Supports multi-environment parallelism with rollout batch shape [N, T + 1], all data allocated on GPU.
Structure fields:
- obs: Flattened observation tensor, float32, shape [N, T + 1, obs_dim]
- action: Action tensor, float32, shape [N, T + 1, action_dim]
- sample_log_prob: Action log probabilities, float32, shape [N, T + 1]
- value: Value estimates, float32, shape [N, T + 1]
- reward: Reward tensor, float32, shape [N, T + 1]
- done: Done flags, bool, shape [N, T + 1]
- terminated: Termination flags, bool, shape [N, T + 1]
- truncated: Truncation flags, bool, shape [N, T + 1]
- Algorithm-added fields such as advantage, return, seq_mask, and seq_return

The final time index is valid for obs and value, where it stores the last observation and bootstrap value. For transition-only fields (action, reward, done, etc.), the final slot is padding so all rollout fields can share the same [N, T + 1] batch shape.

Main Methods#

start_rollout(): Returns the shared preallocated rollout TensorDict for collector write-in.
add(rollout): Marks the shared rollout as ready for consumption.
get(flatten=True): Returns the stored rollout after converting it to a transition view over the valid first T steps.
transition_view(rollout, flatten=False): Builds a transition-aligned view that drops the padded final slot from transition-only fields.
iterate_minibatches(rollout, batch_size, device): Shared batching utility in buffer/utils.py.

Usage Example#

buffer = RolloutBuffer(num_envs, rollout_len, obs_dim, action_dim, device)
rollout = collector.collect(num_steps=rollout_len, rollout=buffer.start_rollout())
buffer.add(rollout)

rollout = buffer.get(flatten=False)
flat_rollout = transition_view(rollout, flatten=True)
for batch in iterate_minibatches(flat_rollout, batch_size, device):
    # batch["obs"], batch["action"], batch["advantage"] ...
    pass

Design and Extension#

Supports multi-environment parallel collection, compatible with Gymnasium-style vectorized environments.
All tensors are preallocated on device to avoid frequent CPU-GPU copying.
Algorithm-specific fields are attached directly onto the shared rollout TensorDict during optimization.
The shared minibatch iterator automatically shuffles flattened transition entries for PPO/GRPO style updates.

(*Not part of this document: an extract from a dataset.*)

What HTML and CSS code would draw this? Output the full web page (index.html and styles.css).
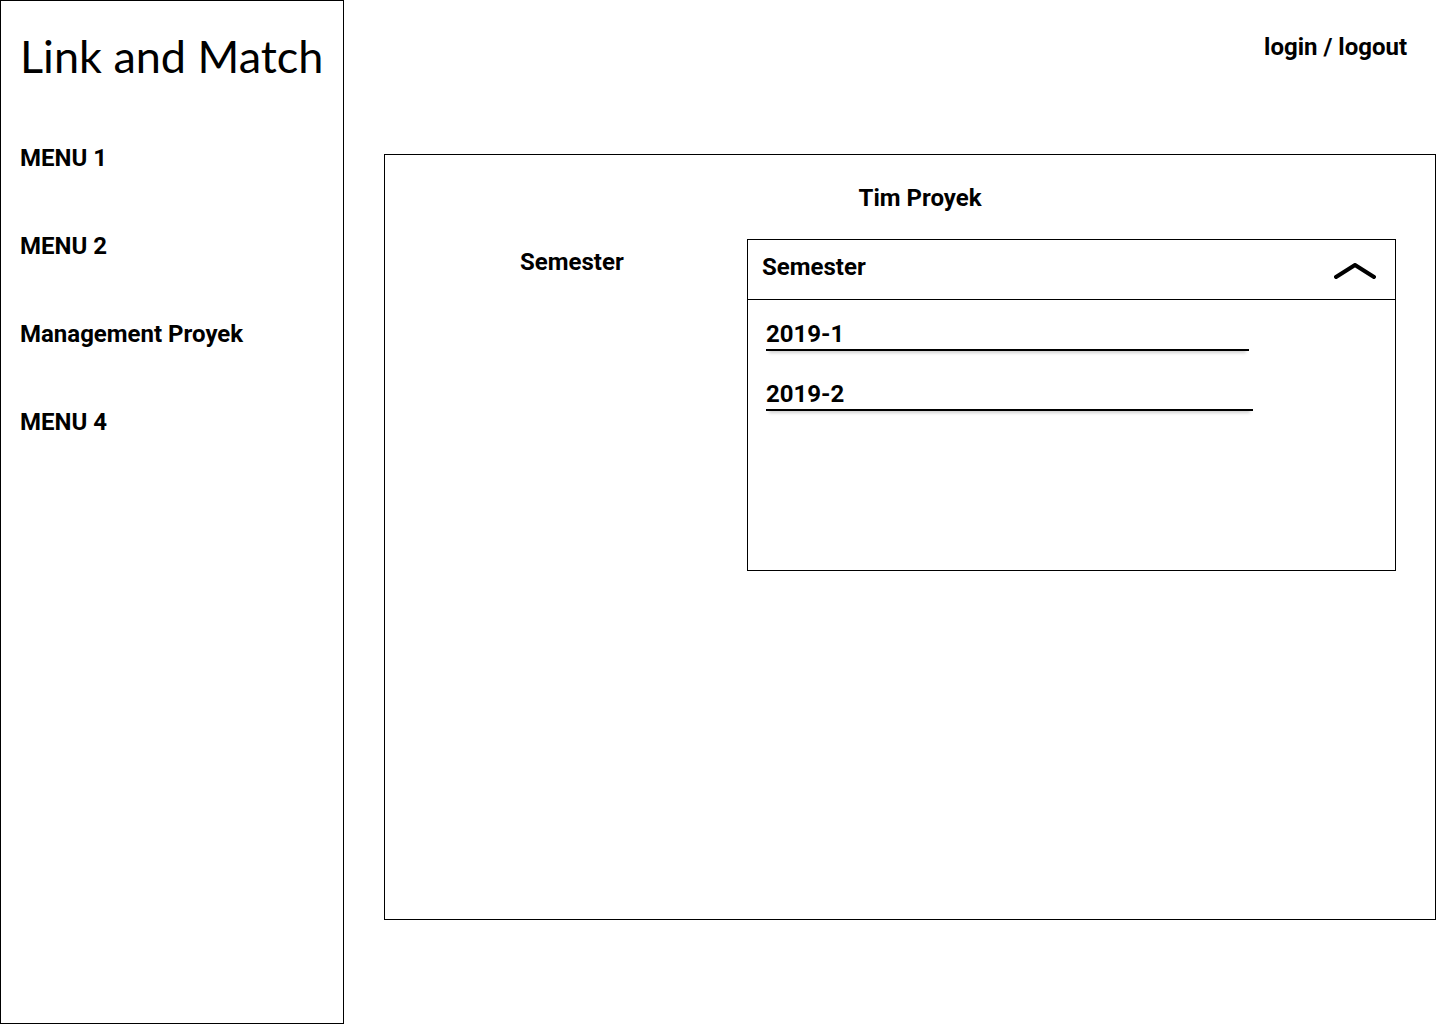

Code Example#class RolloutBuffer:
    def __init__(self, num_envs, rollout_len, obs_dim, action_dim, device):
        # Preallocate rollout TensorDict
        ...
    def start_rollout(self):
        # Return shared rollout storage
        ...
    def add(self, rollout):
        # Mark rollout as full
        ...
    def get(self, flatten=True):
        # Consume rollout
        ...

Practical Tips#

The rollout buffer stores flattened RL observations; structured observations should be flattened or encoded before entering this buffer.
value[:, -1] stores the bootstrap value of the final observation. The final slot of transition-only fields is padding and should be ignored during optimization.
Use transition_view() plus iterate_minibatches() instead of duplicating rollout slicing logic in each algorithm.